To confirm the controlling mechanisms, dynamic fluid-loss tests were conducted using a slot-flow geometry , determined to be the simplest representation of what occurs in a fracture. To completely describe the process, computer-controlled equipment was constructed to prepare and test fluids under dynamic conditions, subjecting them to the temperature and shear histories found in a fracture. 

Cores of various lengths were used in the tests to simulate a fracture segment at a fixed distance from the wellbore. As the fracture tip passes a spesific point, spurt occurs and the shear rate reaches a maximum. Then, as the fracture widens, the shear stress decreases.

Laboratory tests show that, for comparable fluids and rocks with permeabilities of up to 50 md, fluid loss is greater than under dynamic conditions than static conditions. Further, examining the impact of shear stress and permeability on the magnitude of fluid loss and the effectiveness of leakoff control additives in high-permeability formations led to five key conclusions.

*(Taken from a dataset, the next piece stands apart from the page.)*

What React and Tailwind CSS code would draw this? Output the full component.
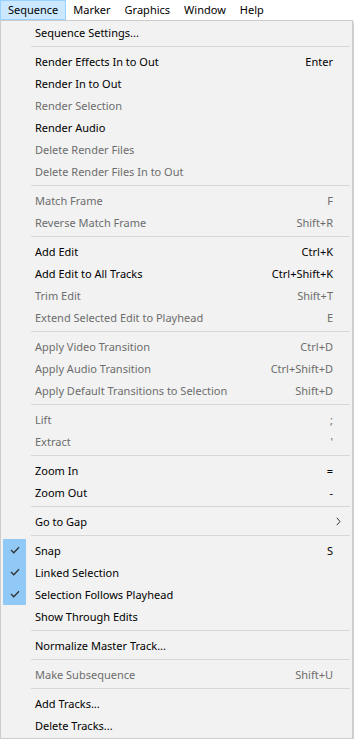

  1. High shear rates can prevent the formation of an external filter cake and result in higher than expected spurt. 
  2. An internal filter cake controls fluid loss, especially near the fracture tip. 
  3. The effectiveness of fluid-loss additives increases with formation permeability and decreases with shear rate and fluid viscosity.
  4. Reducing fluid loss means reducing spurt, particularly under high shear conditions and in high-permeability formations.
  5. At high shear rates with no external filter cake, efficient spurt control must be achieved by plugging the pore throats at the surface of the rock.



The effects of shear depends on the type of fluid and the formation permeability. Typically, above a threshold shear level, no external filter cake is formed. The magnitude of fluid loss is dependent on the type of polymer and whether it is crosslinked. If the permeability is high enough and the fluid structure degrades with shear, polymer may be able to penetrate the rock matrix.